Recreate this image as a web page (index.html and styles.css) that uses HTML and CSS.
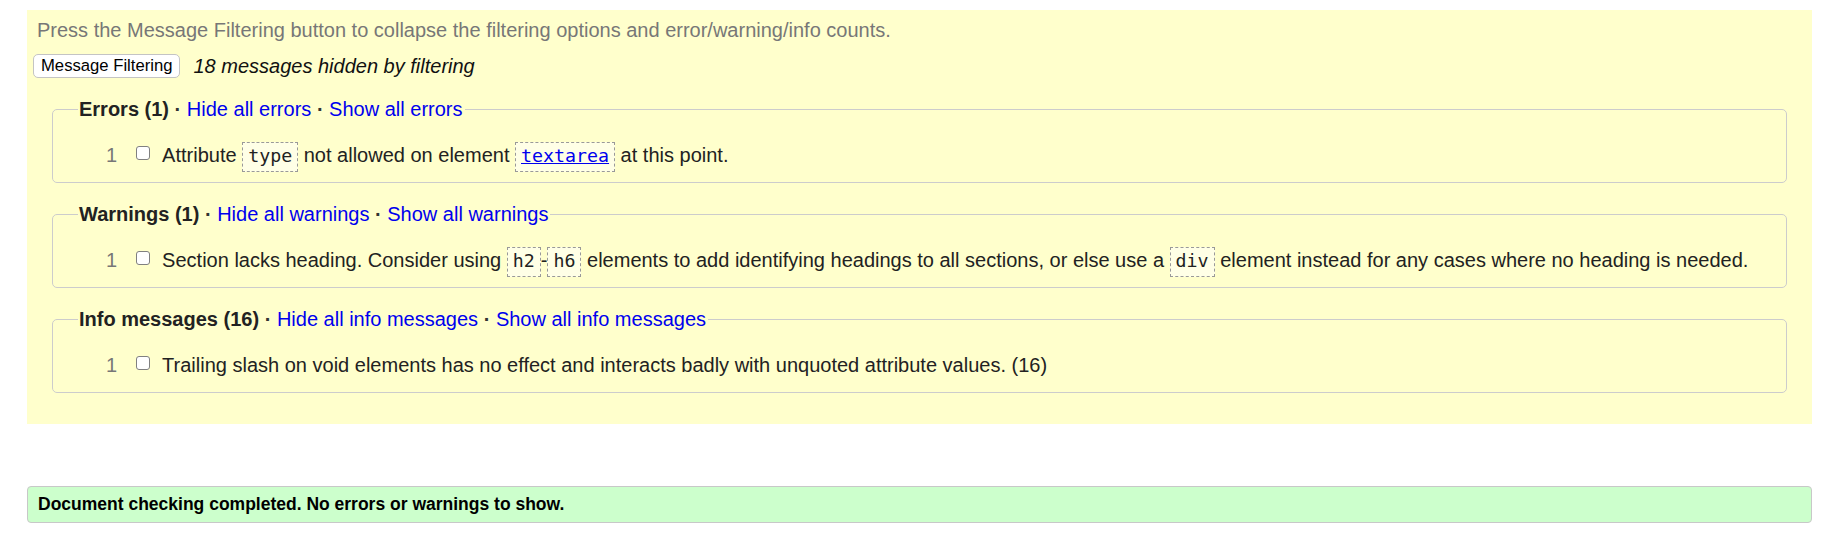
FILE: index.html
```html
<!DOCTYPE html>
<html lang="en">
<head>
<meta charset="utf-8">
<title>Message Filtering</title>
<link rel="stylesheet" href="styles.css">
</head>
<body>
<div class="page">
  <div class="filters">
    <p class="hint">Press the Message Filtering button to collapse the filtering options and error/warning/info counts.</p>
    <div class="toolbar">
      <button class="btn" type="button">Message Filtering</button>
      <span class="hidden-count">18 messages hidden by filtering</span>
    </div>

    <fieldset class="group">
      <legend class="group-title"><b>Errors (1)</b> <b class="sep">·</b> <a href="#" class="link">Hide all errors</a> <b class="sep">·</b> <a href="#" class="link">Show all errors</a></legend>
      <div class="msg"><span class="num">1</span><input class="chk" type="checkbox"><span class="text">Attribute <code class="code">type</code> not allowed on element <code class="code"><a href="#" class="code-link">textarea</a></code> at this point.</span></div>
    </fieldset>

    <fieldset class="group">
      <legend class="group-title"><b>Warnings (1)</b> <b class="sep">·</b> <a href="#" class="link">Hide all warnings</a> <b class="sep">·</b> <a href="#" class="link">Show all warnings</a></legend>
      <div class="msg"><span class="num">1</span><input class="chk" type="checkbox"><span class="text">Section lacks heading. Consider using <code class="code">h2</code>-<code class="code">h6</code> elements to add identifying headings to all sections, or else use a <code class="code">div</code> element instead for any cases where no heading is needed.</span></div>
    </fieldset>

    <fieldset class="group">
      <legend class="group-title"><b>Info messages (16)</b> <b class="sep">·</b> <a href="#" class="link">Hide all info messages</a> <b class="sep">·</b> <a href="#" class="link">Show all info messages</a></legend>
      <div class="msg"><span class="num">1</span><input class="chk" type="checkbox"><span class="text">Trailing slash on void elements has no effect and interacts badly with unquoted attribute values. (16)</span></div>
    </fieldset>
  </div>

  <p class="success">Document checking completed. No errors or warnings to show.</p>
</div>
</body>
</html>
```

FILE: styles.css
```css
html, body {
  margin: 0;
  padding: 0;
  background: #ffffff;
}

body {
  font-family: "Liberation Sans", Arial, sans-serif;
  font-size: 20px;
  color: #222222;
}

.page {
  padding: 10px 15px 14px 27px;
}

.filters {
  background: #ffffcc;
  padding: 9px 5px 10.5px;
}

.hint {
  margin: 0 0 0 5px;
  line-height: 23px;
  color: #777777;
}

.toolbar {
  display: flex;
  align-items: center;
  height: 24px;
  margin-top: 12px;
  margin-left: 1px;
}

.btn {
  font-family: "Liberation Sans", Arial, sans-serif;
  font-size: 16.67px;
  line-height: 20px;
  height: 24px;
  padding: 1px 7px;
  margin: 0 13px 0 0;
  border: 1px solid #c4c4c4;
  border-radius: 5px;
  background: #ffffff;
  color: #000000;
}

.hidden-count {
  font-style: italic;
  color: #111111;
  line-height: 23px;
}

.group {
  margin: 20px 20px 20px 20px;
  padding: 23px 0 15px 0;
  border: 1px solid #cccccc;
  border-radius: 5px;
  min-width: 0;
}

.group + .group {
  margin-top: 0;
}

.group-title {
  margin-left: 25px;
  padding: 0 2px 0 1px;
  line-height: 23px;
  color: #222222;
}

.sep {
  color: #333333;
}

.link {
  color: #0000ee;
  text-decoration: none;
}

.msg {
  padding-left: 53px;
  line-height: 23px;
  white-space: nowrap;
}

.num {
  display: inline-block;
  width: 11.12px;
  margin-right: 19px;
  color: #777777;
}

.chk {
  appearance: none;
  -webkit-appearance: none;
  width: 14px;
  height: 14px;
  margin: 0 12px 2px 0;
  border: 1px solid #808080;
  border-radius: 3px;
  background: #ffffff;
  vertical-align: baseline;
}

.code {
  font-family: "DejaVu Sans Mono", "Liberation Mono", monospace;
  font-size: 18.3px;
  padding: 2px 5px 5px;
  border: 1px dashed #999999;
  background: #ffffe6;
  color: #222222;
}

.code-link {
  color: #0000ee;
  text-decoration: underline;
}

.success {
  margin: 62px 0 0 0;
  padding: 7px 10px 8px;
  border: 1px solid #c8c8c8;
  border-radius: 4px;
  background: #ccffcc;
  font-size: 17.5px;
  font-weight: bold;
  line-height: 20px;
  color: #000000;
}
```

### Aim
Omit the pictures and reproduce the listing exactly.

### Result for this task
Recreate this image as a web page (index.html and styles.css) that uses HTML and CSS.
FILE: index.html
```html
<!DOCTYPE html>
<html lang="en">
<head>
<meta charset="utf-8">
<title>Message Filtering</title>
<link rel="stylesheet" href="styles.css">
</head>
<body>
<div class="page">
  <div class="filters">
    <p class="hint">Press the Message Filtering button to collapse the filtering options and error/warning/info counts.</p>
    <div class="toolbar">
      <button class="btn" type="button">Message Filtering</button>
      <span class="hidden-count">18 messages hidden by filtering</span>
    </div>

    <fieldset class="group">
      <legend class="group-title"><b>Errors (1)</b> <b class="sep">·</b> <a href="#" class="link">Hide all errors</a> <b class="sep">·</b> <a href="#" class="link">Show all errors</a></legend>
      <div class="msg"><span class="num">1</span><input class="chk" type="checkbox"><span class="text">Attribute <code class="code">type</code> not allowed on element <code class="code"><a href="#" class="code-link">textarea</a></code> at this point.</span></div>
    </fieldset>

    <fieldset class="group">
      <legend class="group-title"><b>Warnings (1)</b> <b class="sep">·</b> <a href="#" class="link">Hide all warnings</a> <b class="sep">·</b> <a href="#" class="link">Show all warnings</a></legend>
      <div class="msg"><span class="num">1</span><input class="chk" type="checkbox"><span class="text">Section lacks heading. Consider using <code class="code">h2</code>-<code class="code">h6</code> elements to add identifying headings to all sections, or else use a <code class="code">div</code> element instead for any cases where no heading is needed.</span></div>
    </fieldset>

    <fieldset class="group">
      <legend class="group-title"><b>Info messages (16)</b> <b class="sep">·</b> <a href="#" class="link">Hide all info messages</a> <b class="sep">·</b> <a href="#" class="link">Show all info messages</a></legend>
      <div class="msg"><span class="num">1</span><input class="chk" type="checkbox"><span class="text">Trailing slash on void elements has no effect and interacts badly with unquoted attribute values. (16)</span></div>
    </fieldset>
  </div>

  <p class="success">Document checking completed. No errors or warnings to show.</p>
</div>
</body>
</html>
```

FILE: styles.css
```css
html, body {
  margin: 0;
  padding: 0;
  background: #ffffff;
}

body {
  font-family: "Liberation Sans", Arial, sans-serif;
  font-size: 20px;
  color: #222222;
}

.page {
  padding: 10px 15px 14px 27px;
}

.filters {
  background: #ffffcc;
  padding: 9px 5px 10.5px;
}

.hint {
  margin: 0 0 0 5px;
  line-height: 23px;
  color: #777777;
}

.toolbar {
  display: flex;
  align-items: center;
  height: 24px;
  margin-top: 12px;
  margin-left: 1px;
}

.btn {
  font-family: "Liberation Sans", Arial, sans-serif;
  font-size: 16.67px;
  line-height: 20px;
  height: 24px;
  padding: 1px 7px;
  margin: 0 13px 0 0;
  border: 1px solid #c4c4c4;
  border-radius: 5px;
  background: #ffffff;
  color: #000000;
}

.hidden-count {
  font-style: italic;
  color: #111111;
  line-height: 23px;
}

.group {
  margin: 20px 20px 20px 20px;
  padding: 23px 0 15px 0;
  border: 1px solid #cccccc;
  border-radius: 5px;
  min-width: 0;
}

.group + .group {
  margin-top: 0;
}

.group-title {
  margin-left: 25px;
  padding: 0 2px 0 1px;
  line-height: 23px;
  color: #222222;
}

.sep {
  color: #333333;
}

.link {
  color: #0000ee;
  text-decoration: none;
}

.msg {
  padding-left: 53px;
  line-height: 23px;
  white-space: nowrap;
}

.num {
  display: inline-block;
  width: 11.12px;
  margin-right: 19px;
  color: #777777;
}

.chk {
  appearance: none;
  -webkit-appearance: none;
  width: 14px;
  height: 14px;
  margin: 0 12px 2px 0;
  border: 1px solid #808080;
  border-radius: 3px;
  background: #ffffff;
  vertical-align: baseline;
}

.code {
  font-family: "DejaVu Sans Mono", "Liberation Mono", monospace;
  font-size: 18.3px;
  padding: 2px 5px 5px;
  border: 1px dashed #999999;
  background: #ffffe6;
  color: #222222;
}

.code-link {
  color: #0000ee;
  text-decoration: underline;
}

.success {
  margin: 62px 0 0 0;
  padding: 7px 10px 8px;
  border: 1px solid #c8c8c8;
  border-radius: 4px;
  background: #ccffcc;
  font-size: 17.5px;
  font-weight: bold;
  line-height: 20px;
  color: #000000;
}
```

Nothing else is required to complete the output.